#### Material shown
◇ ◇ ◇ ◇ ◇ ◇ ◇

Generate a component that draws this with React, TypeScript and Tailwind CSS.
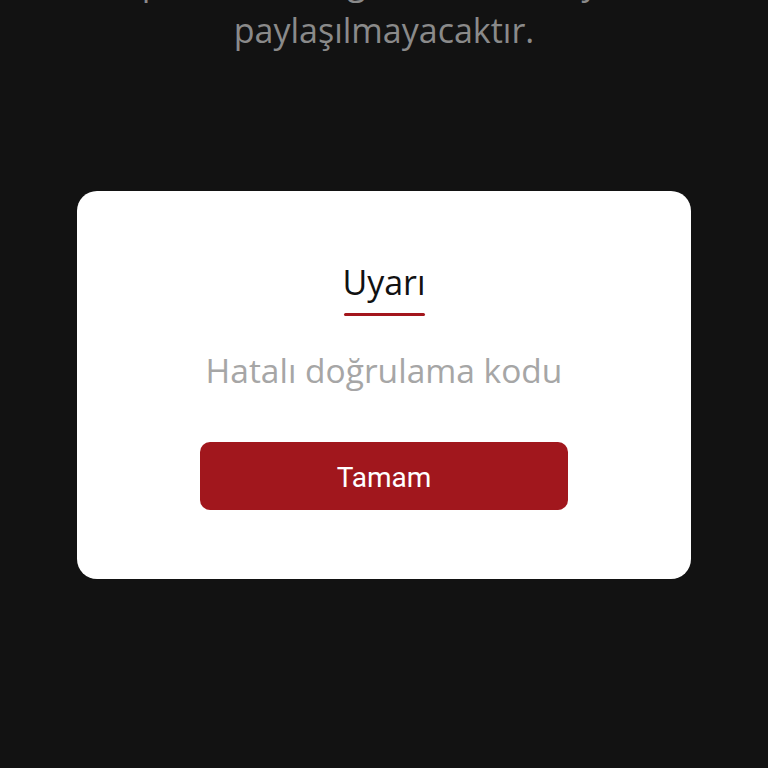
const App = () => {
  return (
    <main className="w-[768px] h-[768px] bg-[#121212] flex flex-col items-center overflow-hidden">
      {/* info text behind the dialog, scrolled partly off screen */}
      <div className="w-full h-[60px] overflow-hidden">
        <p className="-mt-[42px] text-center text-[34px] leading-[48px] text-[#8a8a8a] font-['Open_Sans',sans-serif]">
          pin kodunuz güvenlik amacıyla
          <br />
          paylaşılmayacaktır.
        </p>
      </div>
      <div className="mt-[131px] w-[614px] h-[388px] bg-white rounded-[20px] flex flex-col items-center">
        <h2 className="mt-[69px] text-[34px] leading-[44px] text-[#111111] font-['Open_Sans',sans-serif]">
          Uyarı
        </h2>
        <div className="mt-[9px] w-[81px] h-[3px] rounded-full bg-[#a3161c]" />
        <p className="mt-[32px] text-[33.5px] leading-[44px] text-[#a6a6a6] font-['Open_Sans',sans-serif]">
          Hatalı doğrulama kodu
        </p>
        <button
          type="button"
          className="mt-[50px] w-[368px] h-[68px] pt-[3px] rounded-[10px] bg-[#a1171d] text-white text-[28px] font-['Roboto',sans-serif]"
        >
          Tamam
        </button>
      </div>
    </main>
  );
};

export default App;
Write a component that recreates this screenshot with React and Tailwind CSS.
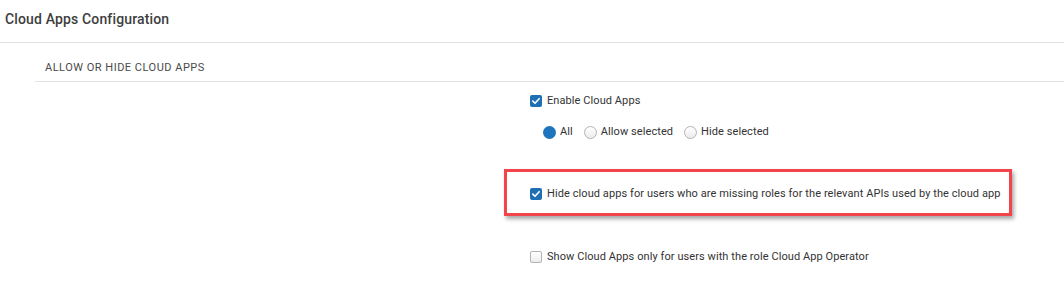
import React from "react";

const CheckBox = ({ checked }) =>
  checked ? (
    <span className="flex h-[12px] w-[12px] shrink-0 items-center justify-center rounded-[2px] bg-[#1f6fb4]">
      <svg viewBox="0 0 12 12" className="h-[10px] w-[10px]">
        <path d="M2.2 6.2 L4.8 8.7 L9.8 3.3" fill="none" stroke="#fff" strokeWidth="2" strokeLinecap="round" strokeLinejoin="round" />
      </svg>
    </span>
  ) : (
    <span className="h-[12px] w-[12px] shrink-0 rounded-[2px] border border-[#b3b3b3] bg-gradient-to-b from-white to-[#ececec]" />
  );

const Radio = ({ checked, label }) => (
  <label className="flex items-center gap-[4px]">
    {checked ? (
      <span className="h-[13px] w-[13px] rounded-full bg-[#1e75bd]" />
    ) : (
      <span className="h-[13px] w-[13px] rounded-full border border-[#b3b3b3] bg-gradient-to-b from-white to-[#ececec]" />
    )}
    <span>{label}</span>
  </label>
);

const Option = ({ checked, children }) => (
  <label className="flex h-[16px] items-center gap-[5px]">
    <CheckBox checked={checked} />
    <span>{children}</span>
  </label>
);

export default function App() {
  return (
    <div className="h-[286px] w-[1064px] bg-white font-['Roboto',sans-serif] text-[#333]">
      {/* Header */}
      <div className="h-[43px] border-b border-[#e2e2e2] pl-[5px] pt-[9px]">
        <h1 className="text-[14px] font-medium leading-[21px] tracking-[0.15px] text-[#3e3e3e]">Cloud Apps Configuration</h1>
      </div>

      <div className="ml-[35px]">
        {/* Section title */}
        <div className="h-[39px] border-b border-[#e2e2e2] pl-[10px] pt-[18px]">
          <h2 className="text-[11px] uppercase leading-[14px] tracking-[0.5px] text-[#4a4a4a]">Allow or hide cloud apps</h2>
        </div>

        <div className="pl-[495px] text-[11px] leading-[16px] tracking-[0.08px]">
          <div className="mt-[11px]">
            <Option checked>Enable Cloud Apps</Option>
          </div>

          <div className="mt-[15px] flex h-[16px] items-center gap-[11px] pl-[13px]">
            <Radio checked label="All" />
            <Radio label="Allow selected" />
            <Radio label="Hide selected" />
          </div>

          <div className="-ml-[26px] mt-[29px] w-[508px] border-[3px] border-[#f2444a] pb-[11px] pl-[23px] pt-[14px] shadow-[2px_3px_4px_rgba(0,0,0,0.35)]">
            <Option checked>Hide cloud apps for users who are missing roles for the relevant APIs used by the cloud app</Option>
          </div>

          <div className="mt-[33px]">
            <Option>Show Cloud Apps only for users with the role Cloud App Operator</Option>
          </div>
        </div>
      </div>
    </div>
  );
}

◇ ◇ ◇ ◇ ◇ ◇ ◇

#### What you need to do
Quote the records in their entirety, keeping the wording exact and excluding pictures.

#### Exercise response
Generate a component that draws this with React, TypeScript and Tailwind CSS.
const App = () => {
  return (
    <main className="w-[768px] h-[768px] bg-[#121212] flex flex-col items-center overflow-hidden">
      {/* info text behind the dialog, scrolled partly off screen */}
      <div className="w-full h-[60px] overflow-hidden">
        <p className="-mt-[42px] text-center text-[34px] leading-[48px] text-[#8a8a8a] font-['Open_Sans',sans-serif]">
          pin kodunuz güvenlik amacıyla
          <br />
          paylaşılmayacaktır.
        </p>
      </div>
      <div className="mt-[131px] w-[614px] h-[388px] bg-white rounded-[20px] flex flex-col items-center">
        <h2 className="mt-[69px] text-[34px] leading-[44px] text-[#111111] font-['Open_Sans',sans-serif]">
          Uyarı
        </h2>
        <div className="mt-[9px] w-[81px] h-[3px] rounded-full bg-[#a3161c]" />
        <p className="mt-[32px] text-[33.5px] leading-[44px] text-[#a6a6a6] font-['Open_Sans',sans-serif]">
          Hatalı doğrulama kodu
        </p>
        <button
          type="button"
          className="mt-[50px] w-[368px] h-[68px] pt-[3px] rounded-[10px] bg-[#a1171d] text-white text-[28px] font-['Roboto',sans-serif]"
        >
          Tamam
        </button>
      </div>
    </main>
  );
};

export default App;
Write a component that recreates this screenshot with React and Tailwind CSS.
import React from "react";

const CheckBox = ({ checked }) =>
  checked ? (
    <span className="flex h-[12px] w-[12px] shrink-0 items-center justify-center rounded-[2px] bg-[#1f6fb4]">
      <svg viewBox="0 0 12 12" className="h-[10px] w-[10px]">
        <path d="M2.2 6.2 L4.8 8.7 L9.8 3.3" fill="none" stroke="#fff" strokeWidth="2" strokeLinecap="round" strokeLinejoin="round" />
      </svg>
    </span>
  ) : (
    <span className="h-[12px] w-[12px] shrink-0 rounded-[2px] border border-[#b3b3b3] bg-gradient-to-b from-white to-[#ececec]" />
  );

const Radio = ({ checked, label }) => (
  <label className="flex items-center gap-[4px]">
    {checked ? (
      <span className="h-[13px] w-[13px] rounded-full bg-[#1e75bd]" />
    ) : (
      <span className="h-[13px] w-[13px] rounded-full border border-[#b3b3b3] bg-gradient-to-b from-white to-[#ececec]" />
    )}
    <span>{label}</span>
  </label>
);

const Option = ({ checked, children }) => (
  <label className="flex h-[16px] items-center gap-[5px]">
    <CheckBox checked={checked} />
    <span>{children}</span>
  </label>
);

export default function App() {
  return (
    <div className="h-[286px] w-[1064px] bg-white font-['Roboto',sans-serif] text-[#333]">
      {/* Header */}
      <div className="h-[43px] border-b border-[#e2e2e2] pl-[5px] pt-[9px]">
        <h1 className="text-[14px] font-medium leading-[21px] tracking-[0.15px] text-[#3e3e3e]">Cloud Apps Configuration</h1>
      </div>

      <div className="ml-[35px]">
        {/* Section title */}
        <div className="h-[39px] border-b border-[#e2e2e2] pl-[10px] pt-[18px]">
          <h2 className="text-[11px] uppercase leading-[14px] tracking-[0.5px] text-[#4a4a4a]">Allow or hide cloud apps</h2>
        </div>

        <div className="pl-[495px] text-[11px] leading-[16px] tracking-[0.08px]">
          <div className="mt-[11px]">
            <Option checked>Enable Cloud Apps</Option>
          </div>

          <div className="mt-[15px] flex h-[16px] items-center gap-[11px] pl-[13px]">
            <Radio checked label="All" />
            <Radio label="Allow selected" />
            <Radio label="Hide selected" />
          </div>

          <div className="-ml-[26px] mt-[29px] w-[508px] border-[3px] border-[#f2444a] pb-[11px] pl-[23px] pt-[14px] shadow-[2px_3px_4px_rgba(0,0,0,0.35)]">
            <Option checked>Hide cloud apps for users who are missing roles for the relevant APIs used by the cloud app</Option>
          </div>

          <div className="mt-[33px]">
            <Option>Show Cloud Apps only for users with the role Cloud App Operator</Option>
          </div>
        </div>
      </div>
    </div>
  );
}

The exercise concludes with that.